Наталья Викторовна — Рыкова, жена Григория Гуковского, подруга Ахматовой.
Как видим — все иначе: болеет не Гинзбург (хотя дело происходит в Ленинграде, но у других хозяев); Маяковский не молчит, а беспрерывно зло и плоско острит; Пастернака не цитируют — о нем спрашивают, и Маяковский отзывается уничижительно. Под новыми «короткими» стихами Пастернака имеются в виду, вероятно, «Рослый стрелок, осторожный охотник» или «Когда смертельный треск сосны скрипучей», напечатанные в 1928 году; лирики Пастернак в это время почти не печатает, а те стихи, что появляются, — действительно короткие, зашифрованные, отчаянные и растерянные. Никто сознательно не умалчивает о Маяковском-поэте. Да и с чего бы ему сидеть в собрании людей, где его намеренно стараются оскорбить? Но Женя Хин чувствует ситуацию точнее, чем Гинзбург, — потому что Гинзбург Маяковским интересуется, а Хин любит, совсем другое дело. И она понимает, насколько для него мучителен разговор о чужой поэзии: о своей говорить нечего.
Маяковский в это время верит — и многим говорит, в частности Кирсанову осенью 1929 года, — что скоро начнет писать совсем иначе, очень просто, коротко.

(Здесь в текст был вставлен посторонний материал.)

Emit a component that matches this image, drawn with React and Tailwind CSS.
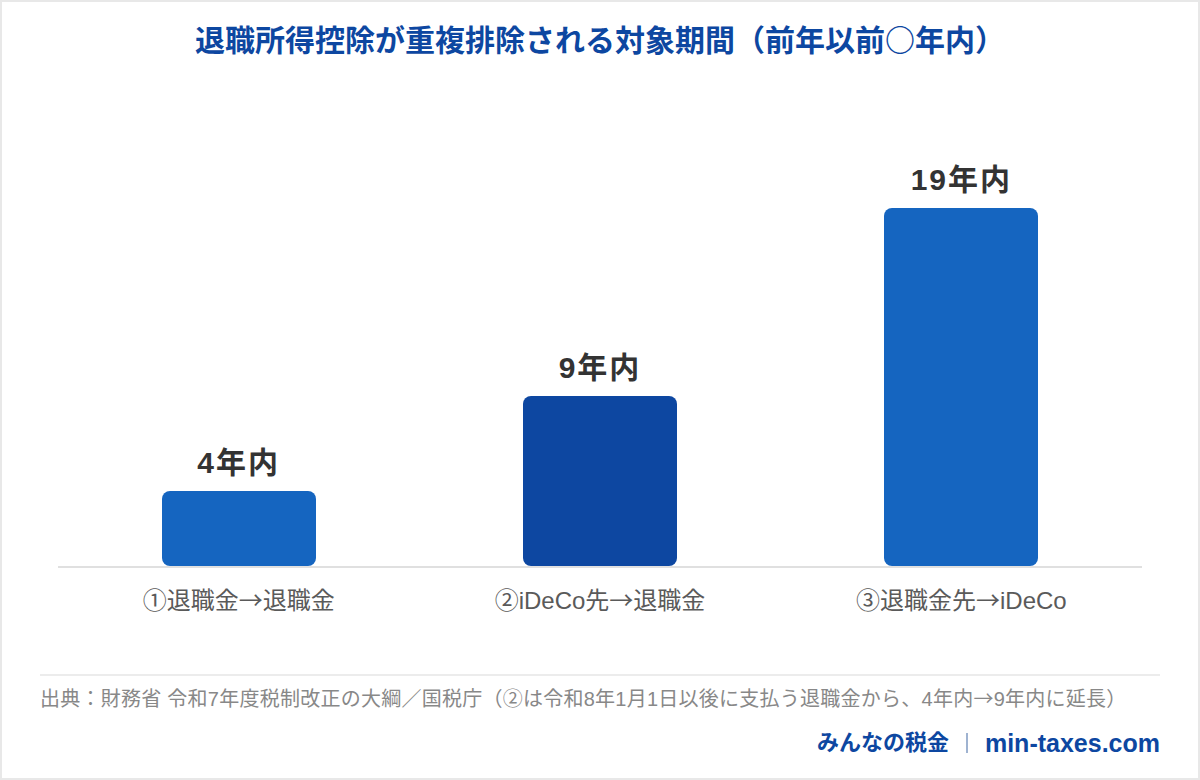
import React from 'react';

const bars = [
  { label: '4年内', years: 4, color: 'bg-[#1565c0]', cat: ['①退職金', '退職金'] },
  { label: '9年内', years: 9, color: 'bg-[#0d47a1]', cat: ['②iDeCo先', '退職金'] },
  { label: '19年内', years: 19, color: 'bg-[#1565c0]', cat: ['③退職金先', 'iDeCo'] },
];

const font = { fontFamily: '"Liberation Sans", "Noto Sans CJK JP", sans-serif' };
const cjk = { fontFamily: '"Noto Sans CJK JP", sans-serif' };

// full-width arrow, as the CJK font draws it
const Arrow = () => <span style={cjk}>→</span>;

export default function App() {
  return (
    <div
      className="box-border w-[1200px] h-[780px] bg-white border-2 border-[#e8e8e8] flex flex-col"
      style={font}
    >
      <h1 className="h-[56px] pt-[16px] text-center text-[30px] leading-[40px] font-bold text-[#0d47a1]">
        退職所得控除が重複排除される対象期間（前年以前<span style={cjk}>○</span>年内）
      </h1>

      {/* chart */}
      <div className="mx-[56px] h-[510px] grid grid-cols-3 items-end border-b-2 border-[#e0e0e0]">
        {bars.map((b) => (
          <div key={b.label} className="flex flex-col items-center">
            <div className="mb-[10px] text-[30px] leading-[36px] font-bold text-[#333333] tracking-[2px]">
              {b.label}
            </div>
            <div
              className={`w-[154px] rounded-lg ${b.color}`}
              style={{ height: `${b.years * 18.84}px` }}
            />
          </div>
        ))}
      </div>

      <div className="mx-[56px] mt-[15px] grid grid-cols-3">
        {bars.map((b) => (
          <div key={b.label} className="h-[32px] text-center text-[24px] leading-[32px] text-[#5a5a5a]">
            {b.cat[0]}<Arrow />{b.cat[1]}
          </div>
        ))}
      </div>

      {/* footer */}
      <div className="mx-[38px] mt-[59px] border-t-2 border-[#ececec]">
        <p className="h-[28px] mt-[8px] text-[20px] leading-[28px] tracking-[0.25px] text-[#888888]">
          出典：財務省 令和7年度税制改正の大綱／国税庁（②は令和8年1月1日以後に支払う退職金から、4年内<Arrow />9年内に延長）
        </p>
        <div className="h-[30px] mt-[16px] flex items-center justify-end gap-[17px] leading-[30px] font-bold text-[#0d47a1]">
          <span className="text-[22px]">みんなの税金</span>
          <span className="w-[2px] h-[20px] bg-[#9fb3d1]" />
          <span className="text-[25px]">min-taxes.com</span>
        </div>
      </div>
    </div>
  );
}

Что скоро удивит всех настоящей лирикой. Между тем собственная лирика ему не нравилась, и не мог он не чувствовать, что такая поэма, как «Во весь голос», способна именно в полный голос зазвучать только после смерти автора; она нуждается в этой смерти, чтобы казаться гениальной. Иначе будет громыхание. Эта вещь от смерти автора уже неотделима, и обещание Маяковского начать писать совершенно по-новому — не более чем обещание умереть.
Этого действительно еще никогда не было, это у каждого впервые. Новый этап.

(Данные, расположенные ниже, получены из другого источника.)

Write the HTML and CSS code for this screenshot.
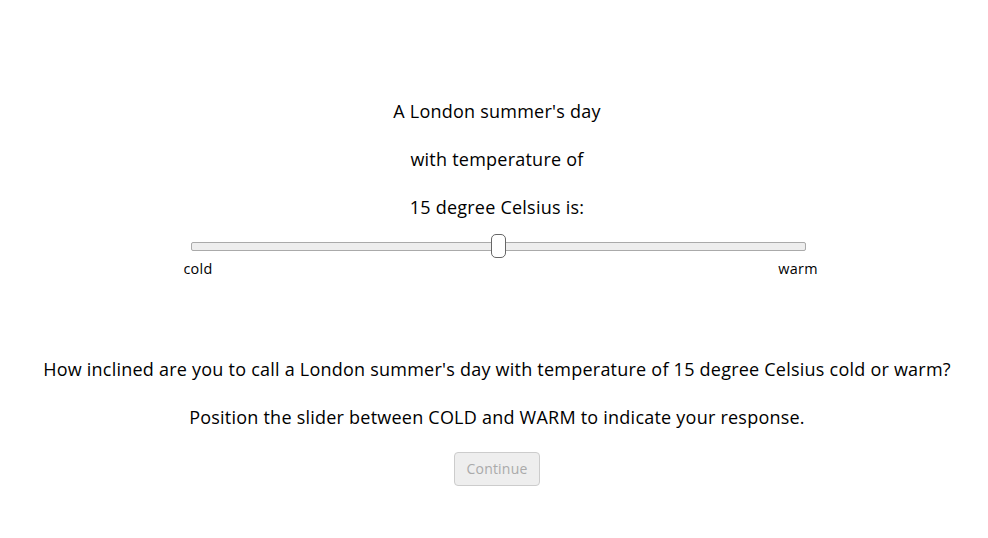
FILE: index.html
```html
<!DOCTYPE html>
<html lang="en">
<head>
<meta charset="utf-8">
<title>Slider response</title>
<link rel="stylesheet" href="styles.css">
</head>
<body>
<main class="page">
  <section class="stimulus">
    <p>A London summer's day</p>
    <p>with temperature of</p>
    <p>15 degree Celsius is:</p>
  </section>
  <div class="slider-block">
    <input class="slider" type="range" min="0" max="100" value="50" aria-label="cold to warm">
    <div class="labels">
      <span class="label">cold</span>
      <span class="label">warm</span>
    </div>
  </div>
  <section class="prompt">
    <p>How inclined are you to call a London summer's day with temperature of 15 degree Celsius cold or warm?</p>
    <p>Position the slider between COLD and WARM to indicate your response.</p>
  </section>
  <button class="btn" type="button" disabled>Continue</button>
</main>
</body>
</html>
```

FILE: styles.css
```css
html, body {
  margin: 0;
  padding: 0;
  background: #ffffff;
}

body {
  font-family: "Open Sans", "Liberation Sans", Arial, sans-serif;
  font-size: 18px;
  letter-spacing: 0.23px;
  color: #000000;
}

.page {
  display: flex;
  flex-direction: column;
  align-items: center;
  text-align: center;
  padding: 96px 0 0 6px;
}

.stimulus p,
.prompt p {
  margin: 0 0 18px;
  line-height: 30px;
  white-space: nowrap;
}

.stimulus p:last-child,
.prompt p:last-child {
  margin-bottom: 0;
}

.slider-block {
  margin: 12px 0 0 3px;
  width: 615px;
}

.slider {
  -webkit-appearance: none;
  appearance: none;
  display: block;
  width: 615px;
  height: 24px;
  margin: 0;
  padding: 0;
  background: transparent;
}

.slider:focus {
  outline: none;
}

.slider::-webkit-slider-runnable-track {
  box-sizing: border-box;
  height: 9px;
  background: #eeeeee;
  border: 1px solid #aaaaaa;
  border-radius: 2px;
}

.slider::-webkit-slider-thumb {
  -webkit-appearance: none;
  appearance: none;
  box-sizing: border-box;
  width: 15px;
  height: 24px;
  margin-top: -8.5px;
  border: 1px solid #666666;
  border-radius: 5px;
  background: #ffffff;
}

.labels {
  display: flex;
  justify-content: space-between;
  box-sizing: border-box;
  padding: 0 8px 0 7px;
  font-size: 14.4px;
  letter-spacing: 0.3px;
  line-height: 22px;
}

.label {
  width: 0;
  display: flex;
  justify-content: center;
  white-space: nowrap;
}

.prompt {
  margin-top: 73.5px;
}

.btn {
  margin-top: 20.5px;
  font-family: "Open Sans", "Liberation Sans", Arial, sans-serif;
  font-size: 14px;
  letter-spacing: 0.2px;
  line-height: 1.4;
  padding: 6px 12px;
  border: 1px solid #cccccc;
  border-radius: 4px;
  background: #eeeeee;
  color: #aaaaaa;
}
```
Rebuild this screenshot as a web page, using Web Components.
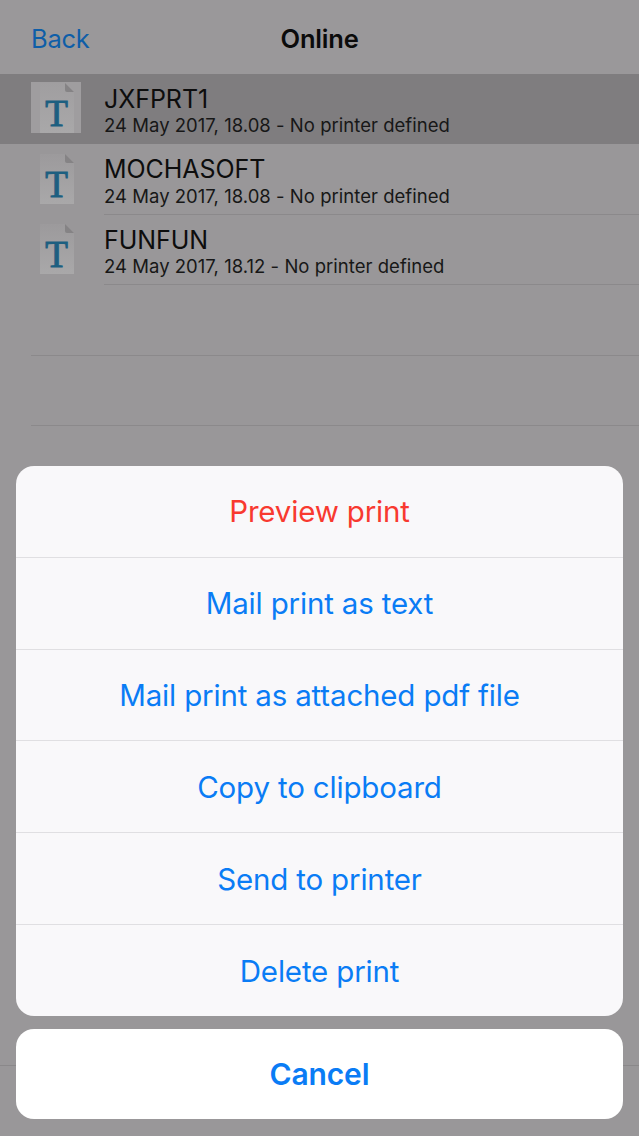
<!DOCTYPE html>
<html>
<head>
<meta charset="utf-8">
<title>Online</title>
<style>
  html, body { margin: 0; height: 100%; }
  body { background: #999799; font-family: Inter, "Liberation Sans", sans-serif; overflow: hidden; }
</style>
</head>
<body>
<app-screen>
  <nav-bar title="Online" back="Back"></nav-bar>
  <file-row name="JXFPRT1" meta="24 May 2017, 18.08 - No printer defined" selected></file-row>
  <file-row name="MOCHASOFT" meta="24 May 2017, 18.08 - No printer defined"></file-row>
  <file-row name="FUNFUN" meta="24 May 2017, 18.12 - No printer defined"></file-row>
  <file-row></file-row>
  <file-row></file-row>
  <action-sheet slot="overlay">
    <sheet-action danger>Preview print</sheet-action>
    <sheet-action>Mail print as text</sheet-action>
    <sheet-action>Mail print as attached pdf file</sheet-action>
    <sheet-action>Copy to clipboard</sheet-action>
    <sheet-action>Send to printer</sheet-action>
    <sheet-action>Delete print</sheet-action>
    <span slot="cancel">Cancel</span>
  </action-sheet>
</app-screen>

<script>
class AppScreen extends HTMLElement {
  connectedCallback() {
    this.attachShadow({ mode: 'open' });
    this.shadowRoot.innerHTML = `
      <style>
        :host { display: block; position: relative; width: 639px; height: 1136px; overflow: hidden; }
        .overlay { position: absolute; inset: 0; display: flex; flex-direction: column; justify-content: flex-end; }
        .bottom-line { position: absolute; left: 0; right: 0; top: 1065px; height: 1px; background: #8a888a; }
      </style>
      <slot></slot>
      <div class="bottom-line"></div>
      <div class="overlay"><slot name="overlay"></slot></div>
    `;
  }
}

class NavBar extends HTMLElement {
  connectedCallback() {
    this.attachShadow({ mode: 'open' });
    this.shadowRoot.innerHTML = `
      <style>
        :host { display: grid; grid-template-columns: 1fr auto 1fr; align-items: center; height: 73.5px; padding: 0 31px; box-sizing: border-box; background: #9a989a; }
        .back { color: #0e5ea8; font-size: 25.5px; letter-spacing: -0.25px; padding-top: 3px; }
        .title { color: #0b0b0b; font-size: 25.5px; font-weight: 600; letter-spacing: -0.2px; padding-top: 3px; }
      </style>
      <span class="back">${this.getAttribute('back')}</span>
      <span class="title">${this.getAttribute('title')}</span>
      <span></span>
    `;
  }
}

class FileRow extends HTMLElement {
  connectedCallback() {
    const name = this.getAttribute('name');
    const meta = this.getAttribute('meta');
    const selected = this.hasAttribute('selected');
    const gradId = 'page' + (name || '');
    this.attachShadow({ mode: 'open' });
    this.shadowRoot.innerHTML = `
      <style>
        :host { display: block; height: 70.5px; position: relative; }
        :host([selected]) { background: #7f7d7f; }
        .row { display: flex; height: 100%; }
        .thumb { flex: none; width: 104px; padding-left: 31px; box-sizing: border-box; }
        .thumb svg { display: block; margin-top: 8.5px; }
        .text { flex: 1; color: #0d0d0d; }
        .name { font-size: 25px; line-height: 30px; margin-top: 10px; letter-spacing: -0.05px; }
        .meta { font-size: 18.5px; line-height: 21px; margin-top: 1.5px; letter-spacing: 0.03px; color: #171717; white-space: nowrap; }
        .line { position: absolute; left: 104px; right: 0; bottom: 0; height: 1px; background: #8b898b; }
        :host(:not([name])) .line { left: 31px; }
        :host([selected]) .line { display: none; }
      </style>
      <div class="row">
        ${name ? `
        <div class="thumb">
          <svg width="50" height="52" viewBox="0 0 50 52">
            <defs>
              <linearGradient id="${gradId}" x1="0" y1="0" x2="0" y2="1">
                <stop offset="0" stop-color="${selected ? '#a09ea0' : '#9c9a9c'}"/>
                <stop offset="1" stop-color="#a9a8a9"/>
              </linearGradient>
            </defs>
            ${selected ? '<rect x="0" y="0" width="50" height="51" fill="#9f9d9f"/>' : ''}
            <path d="M9 1H34L43 10V51H9Z" fill="url(#${gradId})"/>
            <path d="M34 1L43 10H36Q34 10 34 8Z" fill="#858385"/>
            <text x="25.5" y="43.5" text-anchor="middle" font-family="'Liberation Serif', serif" font-size="37" fill="#1c5f80" stroke="#1c5f80" stroke-width="1">T</text>
          </svg>
        </div>
        <div class="text">
          <div class="name">${name}</div>
          <div class="meta">${meta}</div>
        </div>` : ''}
      </div>
      <div class="line"></div>
    `;
  }
}

class ActionSheet extends HTMLElement {
  connectedCallback() {
    this.attachShadow({ mode: 'open' });
    this.shadowRoot.innerHTML = `
      <style>
        :host { display: flex; flex-direction: column; gap: 13px; padding: 0 16px 17px; }
        .group { display: flex; flex-direction: column; background: #f9f8fa; border-radius: 18px; overflow: hidden; height: 550px; }
        .cancel { display: flex; align-items: center; justify-content: center; height: 90px; background: #fff; border-radius: 18px; color: #0a7cf5; font-size: 30px; font-weight: 600; letter-spacing: -0.15px; }
      </style>
      <div class="group"><slot></slot></div>
      <div class="cancel"><slot name="cancel"></slot></div>
    `;
  }
}

class SheetAction extends HTMLElement {
  connectedCallback() {
    this.attachShadow({ mode: 'open' });
    this.shadowRoot.innerHTML = `
      <style>
        :host { display: flex; flex: 1; align-items: center; justify-content: center; color: #0a7cf5; font-size: 29.5px; letter-spacing: -0.17px; border-top: 1px solid #e0dfe2; }
        :host(:first-child) { border-top: 0; }
        :host([danger]) { color: #f8392f; }
      </style>
      <slot></slot>
    `;
  }
}

customElements.define('app-screen', AppScreen);
customElements.define('nav-bar', NavBar);
customElements.define('file-row', FileRow);
customElements.define('action-sheet', ActionSheet);
customElements.define('sheet-action', SheetAction);
</script>
</body>
</html>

И многие, не чувствуя способности по-новому писать, — по-новому умирают.
2Когда Пастернак пишет о «последнем годе поэта» в «Охранной грамоте», видно, до какой степени он от последнего года далек. Он говорит о каких-то торжественных и красивых вещах, а последний год поэта — это не торжественно и не красиво. Он сам, когда через это проходил, убедился.